I don’t really care how they work.

There Are 14 Comments On This Article.

  1. They’re not failed photographers. Some photographers are poor editors however. Some editors are bad editors too.

    As a photographer who has some degree of success (at least my accountant tells me this compared to his other clients), I have to say my pet peeve is clients who ask to see “everything” from a shoot.

    I understand that a client needs to have some choice in the matter since they’re footing the bill, but the most basic creative decisions a photographer has are where to point the camera, when to hit the shutter and what to select from the resulting images.

    Maybe this is just another side effect of the iphoto mentality of consumer digital photography.

  2. On the flip side though the photographer often has no idea what the image is running opposite to. Sure a range of 6 frames may seem like a generous edit but when you start to look at the ebb and flow of the layout the best shot may not be in the 6 frames submitted. As an editor I certainly do not mind when a photographer edits out the misses (eyes closed, yawns, miss fires, gimpy hands etc.) but when it comes to the bulk of the work I would prefer to see most of the images shot. I often find myself asking for more (and often find myself fighting for it) Agin, on the flip, there are times when I choose and image and the photorgrapher has persuaded me to use another. It is all about being open to each other and without seeing the bulk of the work this openiness cannot happen.

    To say “a client needs some choice in the matter” makes the jobs sound trivial. When you are being commissioned to shoot for someone you are not being hired to do a creative for yourself – it is as you said, the clients money. (though that comment I just made opens up a whole other can of worms regarding fees or more likely, lack of – so let me continue playing devils advocate by assuming the fee is decent and you are not shooting for some startup with no money but good access).

  3. A few times I have found the shot I was looking for not in the photographers edits but in their test shots, whether it be from the subject’s being more relaxed or the photographer not forcing anything as they might in the set up shots. That’s why sometimes its nice to see unedited work. That said, some photographers I trust to send me a dozen shots knowing their tastes will meet my needs and then some.

  4. I find that I have to prod my assistants to get involved more with the process of walking around and staring at walls – the talking about the choices that are made with logistics and location. I always say that the battle to take a great photo is won or lost long before the camera comes out of the bag.
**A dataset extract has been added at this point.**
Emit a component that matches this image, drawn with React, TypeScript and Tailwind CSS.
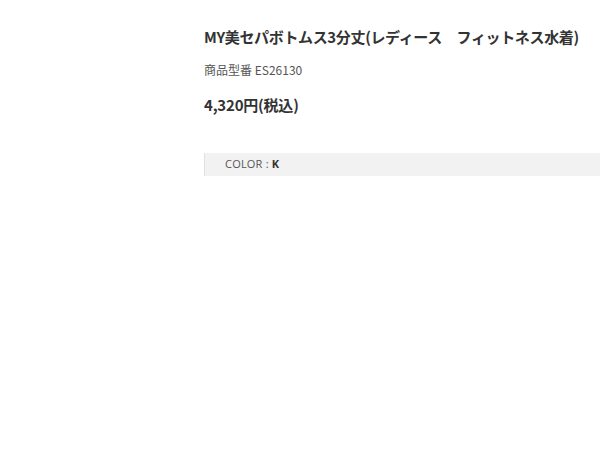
export default function App() {
  return (
    <div className="w-[600px] h-[450px] bg-white overflow-hidden flex">
      <div className="w-[204px] shrink-0" />
      <div className="flex-1 flex flex-col">
        <h1
          className="mt-[27px] text-[15px] leading-[20px] font-bold text-[#333] tracking-[-0.35px] whitespace-nowrap"
          style={{ fontFamily: '"Noto Sans CJK JP", sans-serif' }}
        >
          MY美セパボトムス3分丈(レディース　フィットネス水着)
        </h1>
        <p
          className="mt-[15px] text-[12px] leading-[16px] text-[#555]"
          style={{ fontFamily: '"Noto Sans CJK JP", sans-serif' }}
        >
          商品型番 ES26130
        </p>
        <p
          className="mt-[17px] text-[15px] leading-[20px] font-bold text-[#333] tracking-[-0.2px]"
          style={{ fontFamily: '"Noto Sans CJK JP", sans-serif' }}
        >
          4,320円(税込)
        </p>
        <div className="mt-[38px] h-[23px] bg-[#f2f2f2] border-l border-[#e0e0e0] flex items-center pl-[20px]">
          <span
            className="text-[11px] text-[#555] tracking-[0.2px]"
            style={{ fontFamily: '"Open Sans", sans-serif' }}
          >
            COLOR : <b className="font-bold text-[#333]">K</b>
          </span>
        </div>
      </div>
    </div>
  );
}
    On the other hand, when you have to make the additional choices after the shutter starts to fire you realize that these decisions are important as well.

    Mark Harmel

  5. Well, if you’re talking about an advertising shoot, I think it’s fine for an editor or art director to choose what they want, but when my name is going next to it, no dice. Unless the editorial industry starts bringing rates up to where they should be (I cannot believe some big-publisher magazines still only pay $350 per page), it’s just not worth it to put myself out there with an edit I wouldn’t otherwise approve. If an editor doesn’t like my edit, they are free to ask for more, but not for “everything”.

    The fact is there isn’t any magazine that has raised contributor rates in line with their ad rates or their ad revenue.
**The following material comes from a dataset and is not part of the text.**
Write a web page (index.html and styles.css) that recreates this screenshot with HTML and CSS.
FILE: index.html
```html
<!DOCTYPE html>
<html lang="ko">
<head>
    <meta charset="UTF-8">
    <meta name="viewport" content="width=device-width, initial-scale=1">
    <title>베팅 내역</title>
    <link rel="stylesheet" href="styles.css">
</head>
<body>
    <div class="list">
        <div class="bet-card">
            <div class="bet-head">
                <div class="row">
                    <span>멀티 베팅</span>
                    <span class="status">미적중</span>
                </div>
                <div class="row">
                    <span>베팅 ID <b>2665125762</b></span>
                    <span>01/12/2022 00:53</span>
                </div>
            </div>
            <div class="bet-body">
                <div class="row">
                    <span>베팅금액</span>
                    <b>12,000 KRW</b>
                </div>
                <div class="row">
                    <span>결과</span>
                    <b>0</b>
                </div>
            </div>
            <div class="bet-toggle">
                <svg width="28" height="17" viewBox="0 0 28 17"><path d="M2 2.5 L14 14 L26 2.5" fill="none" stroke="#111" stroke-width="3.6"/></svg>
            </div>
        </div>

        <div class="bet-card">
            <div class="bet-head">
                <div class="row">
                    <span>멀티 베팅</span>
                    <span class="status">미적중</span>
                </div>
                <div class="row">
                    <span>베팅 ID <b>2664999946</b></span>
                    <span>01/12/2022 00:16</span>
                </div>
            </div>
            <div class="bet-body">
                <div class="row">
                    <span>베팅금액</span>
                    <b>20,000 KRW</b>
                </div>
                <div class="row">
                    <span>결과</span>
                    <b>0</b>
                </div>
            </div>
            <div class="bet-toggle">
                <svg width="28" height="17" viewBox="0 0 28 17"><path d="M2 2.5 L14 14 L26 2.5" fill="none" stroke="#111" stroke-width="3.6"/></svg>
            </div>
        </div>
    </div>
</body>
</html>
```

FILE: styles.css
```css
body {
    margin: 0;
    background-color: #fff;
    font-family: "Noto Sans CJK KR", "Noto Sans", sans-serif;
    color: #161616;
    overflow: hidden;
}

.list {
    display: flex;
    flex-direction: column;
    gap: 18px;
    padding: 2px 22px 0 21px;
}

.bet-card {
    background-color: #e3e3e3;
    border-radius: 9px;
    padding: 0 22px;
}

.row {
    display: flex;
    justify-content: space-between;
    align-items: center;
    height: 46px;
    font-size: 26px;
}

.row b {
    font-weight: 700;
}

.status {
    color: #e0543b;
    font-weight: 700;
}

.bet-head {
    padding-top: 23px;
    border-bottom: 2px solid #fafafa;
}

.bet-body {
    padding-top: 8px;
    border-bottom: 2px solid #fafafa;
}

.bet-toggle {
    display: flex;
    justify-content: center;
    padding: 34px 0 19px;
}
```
    A writer wouldn’t be asked to submit all their napkin-scribbles with their story so why should a photographer be asked to submit their “test shots”?

    I’d rather shoot for the magazines which don’t pay anything but allow creative freedom than to work for ones that don’t. I’ve never gotten a single ad job from a shoot I’ve done for a Conde Nast / Hearst / Hachette / Time Inc. title anyway.
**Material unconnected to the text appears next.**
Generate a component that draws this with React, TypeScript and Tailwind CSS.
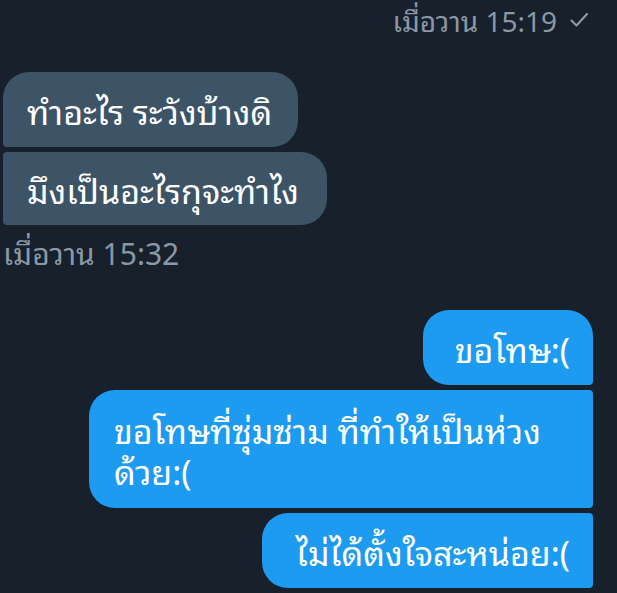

  6. “All the important decision happen before the shutter is pressed in my opinion.”

    Every decision from start to end is important imho.

    With that, there are some editors I know and trust and work with creatively. Others I give the full edit and make suggestions. Others I’d never trust their judgment, b/c they don’t get it, and they get what I approve.

  7. I try to edit tightly, but never do. For editorial clients, I tend to show more of the take then what I want to, primarily, because I shot too many pictures, trying to cover every possible version that the editor could use and I enjoy the process of shooting.

    Last week, I shot a portrait for a travel magazine, edited tightly to a set of twenty and the first question from the picture editor via email, was, “is there more?”

    I envy the guys who still shoot portraits on 4×5 and medium format film. You don’t shoot as much as when you are banging away on a DSLR.

    I recently started shooting with Leica (again), the M8 and using a rangefinder have showed me down and I don’t shoot as many frames and I did with the Canon’s.

    I trust my eye for editing. If you give a picture editor a weak picture, it can be used. It is your name alongside the image. For me, editorial is only worth it when it is a magazine that can help you career wise.

    I started off in editorial and still love shooting stories. It makes it tough when you get an editorial portrait for a mid-level magazine and they want to treat it as an ad shoot. Often times it is a request for loads of production and variations with no money to make it happen.

  8. Photographer

    I’ve shot editorial most of my career. Many of the picture editors I’ve worked with started out as photographers. Some loved photography but did not want to shoot for clients. Others kinda fell it to by growing from one job to another. I now one senior Illustrations Editor at the Geographic who started out as a secretary, moved into the film edit department and then up to the editing floor. This person knows their stuff. While not a photographer, they know how to nuture talent and have seen what it takes to make a story shine. Another photo editor I know, is a photographer but loves to edit.

    I do not consider photo editors as failed photographers. I trust most of them, some I do not. I feel sorry for the ones who have to deal with stuborn corporate cultures.

  9. As a photographer I dont really care if a photo editor knows a lot about the technical side or has been a photographer himself.
    Much more important is a certain experience in the logistics of production. THAT can make a huge difference and make my life easier. It migth help if an editor has been on some productions himself but not necessarly as a photographer.

  10. yetannotherphotoeditor

    I noticed you changed Photo Editor to Photo Director in a couple of places. I’m assuming this means you’ve been promoted recently? Congratulations.

  11. carpeicthus

    I know a very, very good photo editor who thinks the exact same way. In fact, I sorta wonder if that editor is you. (Although she’s worked with Cass Bird before, I believe, so probably not.)